Last night was the opening night for Sunny Afternoon at the Marlowe Theatre.
Running until this Saturday (8th April) then continuing its tour, Sunny Afternoon tells the story of one of Britain’s greatest bands, The Kinks.
For those unfamiliar with the music or story surrounding the band, the four piece originated from North London and were put together by brothers Dave and Ray Davies. Initially called “The Ravens” and beginning their music repertoire with R&B and rock, they ended up changing their band name, settling on The Kinks and adding more ballads to their music catalogue.
This smash hit, critically acclaimed show celebrates their music but also tells the story of the individual band members and their struggle with new found fame. Written by original front man Ray Davies, this show is perfect to honour Ray’s fellow band mates, their music and their personal stories.
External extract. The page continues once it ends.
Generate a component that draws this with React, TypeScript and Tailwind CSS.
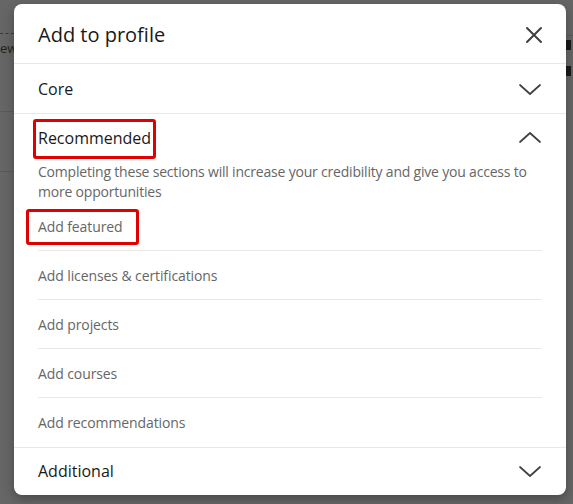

Ray, played by Ryan O’ Donnell and Dave, played by Mark Newnham, couldn’t be more different as brothers. Although their love of music brings them closer, it also pulls them further apart as their fame increases. Mark plays Dave with ease-the humour and character he portrays had the audience in hysterics. His battle with the fame the band brought him is poignant and there are some truly moving scenes alongside his brother.
Ryan plays the front man Ray, full of ambition and confidence, but sometimes allowing his past demons to take over. Not much of a talker, Ray would rather sing his way through life, finding it easier to battle his dark thoughts and sadness over his sister’s death with music.
This duo, produce some unbelievably beautiful harmonies together, often singing with the rawness of emotion you genuinely don’t expect when the show begins.
Garmon Rhys plays bass guitarist Pete. His honesty is clear to see. His genuine concern and fear for his future with the band produces some truly sentimental moments, especially between him and Ray.
Although Mark and Ryan are at the forefront of the vocal performances for the majority of the show, Garmon comes into his own at the end, laying himself bare and treating the audience to an unexpected melodic performance.
The drummer of the band, Mick, is played by Andrew Gallo. Without the cliché band member look you’d expect, it would be easy to place Andrew at the back of the stage, forgotten about. Thankfully. Andrew came into his own and wowed the audience with an incredible drum solo, alongside some brilliant humorous dialogue throughout.
The cast in its entirety isn’t on the small side. Plenty of backing singers and cast members taking on various roles, the show isn’t without its busy, fast paced moments. Somehow though, there are moments- quiet poignant moments- where the audience are sucked into stories, where the actors involved previously had you laughing but then suddenly bring you close to tears with their moving performances.
Authentic props, beautiful acoustic performances, great choreography and brilliant dialogue,alongside the talented cast, make this one of the must-see shows of this year.